━━━━━ DATA LINES ━━━━━

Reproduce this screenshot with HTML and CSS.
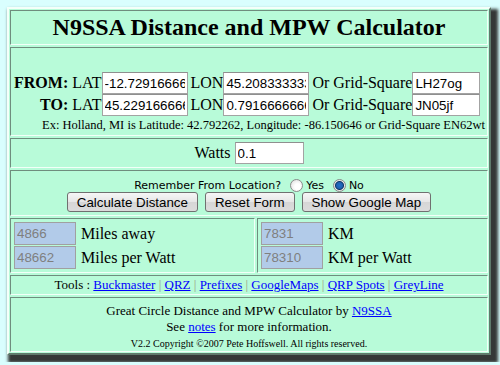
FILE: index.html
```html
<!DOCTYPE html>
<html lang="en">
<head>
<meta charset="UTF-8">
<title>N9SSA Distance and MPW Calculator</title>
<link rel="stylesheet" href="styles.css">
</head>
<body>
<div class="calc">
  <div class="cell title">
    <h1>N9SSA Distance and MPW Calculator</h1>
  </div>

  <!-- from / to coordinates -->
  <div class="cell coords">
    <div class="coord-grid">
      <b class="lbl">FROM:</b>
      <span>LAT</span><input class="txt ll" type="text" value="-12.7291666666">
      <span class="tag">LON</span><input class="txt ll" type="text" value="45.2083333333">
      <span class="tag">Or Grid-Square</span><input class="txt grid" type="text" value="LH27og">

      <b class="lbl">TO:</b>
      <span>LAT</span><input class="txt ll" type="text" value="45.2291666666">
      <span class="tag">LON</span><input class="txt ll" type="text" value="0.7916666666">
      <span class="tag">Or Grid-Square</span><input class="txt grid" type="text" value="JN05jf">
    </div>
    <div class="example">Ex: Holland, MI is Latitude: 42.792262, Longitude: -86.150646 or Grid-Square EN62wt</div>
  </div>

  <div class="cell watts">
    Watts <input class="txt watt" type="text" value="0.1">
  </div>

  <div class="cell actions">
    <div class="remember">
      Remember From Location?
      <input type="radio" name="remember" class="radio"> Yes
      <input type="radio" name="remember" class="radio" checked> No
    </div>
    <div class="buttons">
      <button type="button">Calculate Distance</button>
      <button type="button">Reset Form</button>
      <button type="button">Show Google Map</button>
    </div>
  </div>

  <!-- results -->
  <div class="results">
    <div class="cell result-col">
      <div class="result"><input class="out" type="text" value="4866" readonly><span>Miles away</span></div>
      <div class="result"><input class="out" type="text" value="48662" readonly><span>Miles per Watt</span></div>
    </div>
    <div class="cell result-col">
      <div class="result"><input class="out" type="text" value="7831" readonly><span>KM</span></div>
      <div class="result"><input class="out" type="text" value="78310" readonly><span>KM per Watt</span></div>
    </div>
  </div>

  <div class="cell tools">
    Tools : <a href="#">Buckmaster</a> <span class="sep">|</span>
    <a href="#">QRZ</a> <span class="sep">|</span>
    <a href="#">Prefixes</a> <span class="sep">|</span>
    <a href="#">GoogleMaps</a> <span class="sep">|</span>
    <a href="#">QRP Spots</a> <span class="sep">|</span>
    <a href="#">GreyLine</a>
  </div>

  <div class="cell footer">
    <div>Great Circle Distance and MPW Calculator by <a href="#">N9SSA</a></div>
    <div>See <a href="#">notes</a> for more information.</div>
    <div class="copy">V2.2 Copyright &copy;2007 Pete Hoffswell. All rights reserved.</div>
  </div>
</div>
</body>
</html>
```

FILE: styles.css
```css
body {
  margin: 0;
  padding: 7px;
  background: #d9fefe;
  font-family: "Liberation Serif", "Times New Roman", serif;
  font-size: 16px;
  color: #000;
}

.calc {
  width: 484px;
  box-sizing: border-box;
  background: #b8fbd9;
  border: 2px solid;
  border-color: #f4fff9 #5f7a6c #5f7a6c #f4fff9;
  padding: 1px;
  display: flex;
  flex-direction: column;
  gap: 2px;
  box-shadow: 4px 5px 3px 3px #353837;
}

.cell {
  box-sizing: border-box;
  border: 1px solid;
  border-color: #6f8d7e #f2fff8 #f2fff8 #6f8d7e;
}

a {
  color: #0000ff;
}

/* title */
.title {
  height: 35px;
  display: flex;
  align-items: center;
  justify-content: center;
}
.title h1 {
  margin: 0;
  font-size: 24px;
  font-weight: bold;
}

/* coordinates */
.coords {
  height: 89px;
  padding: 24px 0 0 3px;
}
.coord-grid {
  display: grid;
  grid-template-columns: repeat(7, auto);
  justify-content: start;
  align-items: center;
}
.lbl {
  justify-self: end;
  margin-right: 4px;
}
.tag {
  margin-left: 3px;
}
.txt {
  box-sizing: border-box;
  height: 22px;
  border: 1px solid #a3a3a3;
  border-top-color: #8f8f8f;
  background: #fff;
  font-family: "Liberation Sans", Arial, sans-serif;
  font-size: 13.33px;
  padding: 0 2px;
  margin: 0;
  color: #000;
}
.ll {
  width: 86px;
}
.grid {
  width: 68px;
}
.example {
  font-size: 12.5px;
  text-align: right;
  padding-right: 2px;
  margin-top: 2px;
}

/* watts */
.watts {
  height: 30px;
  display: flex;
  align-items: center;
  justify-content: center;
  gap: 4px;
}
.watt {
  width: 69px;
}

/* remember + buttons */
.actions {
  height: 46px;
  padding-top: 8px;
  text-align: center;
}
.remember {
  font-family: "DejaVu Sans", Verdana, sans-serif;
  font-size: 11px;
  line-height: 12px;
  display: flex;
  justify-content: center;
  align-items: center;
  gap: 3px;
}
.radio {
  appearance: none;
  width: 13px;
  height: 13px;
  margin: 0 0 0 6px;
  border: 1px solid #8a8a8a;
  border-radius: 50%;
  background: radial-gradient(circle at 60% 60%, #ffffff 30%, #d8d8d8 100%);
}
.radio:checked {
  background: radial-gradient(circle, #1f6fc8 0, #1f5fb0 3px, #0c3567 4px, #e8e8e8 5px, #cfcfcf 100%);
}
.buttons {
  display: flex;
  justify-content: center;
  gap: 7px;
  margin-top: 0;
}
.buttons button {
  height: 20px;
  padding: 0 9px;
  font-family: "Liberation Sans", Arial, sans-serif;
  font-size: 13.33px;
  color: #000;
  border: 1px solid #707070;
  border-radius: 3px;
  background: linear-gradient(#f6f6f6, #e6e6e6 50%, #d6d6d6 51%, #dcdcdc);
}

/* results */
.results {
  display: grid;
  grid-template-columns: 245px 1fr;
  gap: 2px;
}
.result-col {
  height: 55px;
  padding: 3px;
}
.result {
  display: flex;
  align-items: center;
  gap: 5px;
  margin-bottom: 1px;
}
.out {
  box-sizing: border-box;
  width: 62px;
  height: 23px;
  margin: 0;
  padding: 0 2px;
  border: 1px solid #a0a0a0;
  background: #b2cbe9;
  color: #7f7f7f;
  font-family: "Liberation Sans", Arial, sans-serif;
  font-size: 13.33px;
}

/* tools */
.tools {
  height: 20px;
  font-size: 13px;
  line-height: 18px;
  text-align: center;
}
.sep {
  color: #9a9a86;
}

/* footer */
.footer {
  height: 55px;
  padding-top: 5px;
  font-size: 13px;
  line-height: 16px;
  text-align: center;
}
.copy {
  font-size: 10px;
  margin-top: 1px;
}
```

━━━━━

* [PROBLEM TO WORK ON]: Write out the whole listing again, exactly, with no pictures.

* [RESPONSE]:
Reproduce this screenshot with HTML and CSS.
FILE: index.html
```html
<!DOCTYPE html>
<html lang="en">
<head>
<meta charset="UTF-8">
<title>N9SSA Distance and MPW Calculator</title>
<link rel="stylesheet" href="styles.css">
</head>
<body>
<div class="calc">
  <div class="cell title">
    <h1>N9SSA Distance and MPW Calculator</h1>
  </div>

  <!-- from / to coordinates -->
  <div class="cell coords">
    <div class="coord-grid">
      <b class="lbl">FROM:</b>
      <span>LAT</span><input class="txt ll" type="text" value="-12.7291666666">
      <span class="tag">LON</span><input class="txt ll" type="text" value="45.2083333333">
      <span class="tag">Or Grid-Square</span><input class="txt grid" type="text" value="LH27og">

      <b class="lbl">TO:</b>
      <span>LAT</span><input class="txt ll" type="text" value="45.2291666666">
      <span class="tag">LON</span><input class="txt ll" type="text" value="0.7916666666">
      <span class="tag">Or Grid-Square</span><input class="txt grid" type="text" value="JN05jf">
    </div>
    <div class="example">Ex: Holland, MI is Latitude: 42.792262, Longitude: -86.150646 or Grid-Square EN62wt</div>
  </div>

  <div class="cell watts">
    Watts <input class="txt watt" type="text" value="0.1">
  </div>

  <div class="cell actions">
    <div class="remember">
      Remember From Location?
      <input type="radio" name="remember" class="radio"> Yes
      <input type="radio" name="remember" class="radio" checked> No
    </div>
    <div class="buttons">
      <button type="button">Calculate Distance</button>
      <button type="button">Reset Form</button>
      <button type="button">Show Google Map</button>
    </div>
  </div>

  <!-- results -->
  <div class="results">
    <div class="cell result-col">
      <div class="result"><input class="out" type="text" value="4866" readonly><span>Miles away</span></div>
      <div class="result"><input class="out" type="text" value="48662" readonly><span>Miles per Watt</span></div>
    </div>
    <div class="cell result-col">
      <div class="result"><input class="out" type="text" value="7831" readonly><span>KM</span></div>
      <div class="result"><input class="out" type="text" value="78310" readonly><span>KM per Watt</span></div>
    </div>
  </div>

  <div class="cell tools">
    Tools : <a href="#">Buckmaster</a> <span class="sep">|</span>
    <a href="#">QRZ</a> <span class="sep">|</span>
    <a href="#">Prefixes</a> <span class="sep">|</span>
    <a href="#">GoogleMaps</a> <span class="sep">|</span>
    <a href="#">QRP Spots</a> <span class="sep">|</span>
    <a href="#">GreyLine</a>
  </div>

  <div class="cell footer">
    <div>Great Circle Distance and MPW Calculator by <a href="#">N9SSA</a></div>
    <div>See <a href="#">notes</a> for more information.</div>
    <div class="copy">V2.2 Copyright &copy;2007 Pete Hoffswell. All rights reserved.</div>
  </div>
</div>
</body>
</html>
```

FILE: styles.css
```css
body {
  margin: 0;
  padding: 7px;
  background: #d9fefe;
  font-family: "Liberation Serif", "Times New Roman", serif;
  font-size: 16px;
  color: #000;
}

.calc {
  width: 484px;
  box-sizing: border-box;
  background: #b8fbd9;
  border: 2px solid;
  border-color: #f4fff9 #5f7a6c #5f7a6c #f4fff9;
  padding: 1px;
  display: flex;
  flex-direction: column;
  gap: 2px;
  box-shadow: 4px 5px 3px 3px #353837;
}

.cell {
  box-sizing: border-box;
  border: 1px solid;
  border-color: #6f8d7e #f2fff8 #f2fff8 #6f8d7e;
}

a {
  color: #0000ff;
}

/* title */
.title {
  height: 35px;
  display: flex;
  align-items: center;
  justify-content: center;
}
.title h1 {
  margin: 0;
  font-size: 24px;
  font-weight: bold;
}

/* coordinates */
.coords {
  height: 89px;
  padding: 24px 0 0 3px;
}
.coord-grid {
  display: grid;
  grid-template-columns: repeat(7, auto);
  justify-content: start;
  align-items: center;
}
.lbl {
  justify-self: end;
  margin-right: 4px;
}
.tag {
  margin-left: 3px;
}
.txt {
  box-sizing: border-box;
  height: 22px;
  border: 1px solid #a3a3a3;
  border-top-color: #8f8f8f;
  background: #fff;
  font-family: "Liberation Sans", Arial, sans-serif;
  font-size: 13.33px;
  padding: 0 2px;
  margin: 0;
  color: #000;
}
.ll {
  width: 86px;
}
.grid {
  width: 68px;
}
.example {
  font-size: 12.5px;
  text-align: right;
  padding-right: 2px;
  margin-top: 2px;
}

/* watts */
.watts {
  height: 30px;
  display: flex;
  align-items: center;
  justify-content: center;
  gap: 4px;
}
.watt {
  width: 69px;
}

/* remember + buttons */
.actions {
  height: 46px;
  padding-top: 8px;
  text-align: center;
}
.remember {
  font-family: "DejaVu Sans", Verdana, sans-serif;
  font-size: 11px;
  line-height: 12px;
  display: flex;
  justify-content: center;
  align-items: center;
  gap: 3px;
}
.radio {
  appearance: none;
  width: 13px;
  height: 13px;
  margin: 0 0 0 6px;
  border: 1px solid #8a8a8a;
  border-radius: 50%;
  background: radial-gradient(circle at 60% 60%, #ffffff 30%, #d8d8d8 100%);
}
.radio:checked {
  background: radial-gradient(circle, #1f6fc8 0, #1f5fb0 3px, #0c3567 4px, #e8e8e8 5px, #cfcfcf 100%);
}
.buttons {
  display: flex;
  justify-content: center;
  gap: 7px;
  margin-top: 0;
}
.buttons button {
  height: 20px;
  padding: 0 9px;
  font-family: "Liberation Sans", Arial, sans-serif;
  font-size: 13.33px;
  color: #000;
  border: 1px solid #707070;
  border-radius: 3px;
  background: linear-gradient(#f6f6f6, #e6e6e6 50%, #d6d6d6 51%, #dcdcdc);
}

/* results */
.results {
  display: grid;
  grid-template-columns: 245px 1fr;
  gap: 2px;
}
.result-col {
  height: 55px;
  padding: 3px;
}
.result {
  display: flex;
  align-items: center;
  gap: 5px;
  margin-bottom: 1px;
}
.out {
  box-sizing: border-box;
  width: 62px;
  height: 23px;
  margin: 0;
  padding: 0 2px;
  border: 1px solid #a0a0a0;
  background: #b2cbe9;
  color: #7f7f7f;
  font-family: "Liberation Sans", Arial, sans-serif;
  font-size: 13.33px;
}

/* tools */
.tools {
  height: 20px;
  font-size: 13px;
  line-height: 18px;
  text-align: center;
}
.sep {
  color: #9a9a86;
}

/* footer */
.footer {
  height: 55px;
  padding-top: 5px;
  font-size: 13px;
  line-height: 16px;
  text-align: center;
}
.copy {
  font-size: 10px;
  margin-top: 1px;
}
```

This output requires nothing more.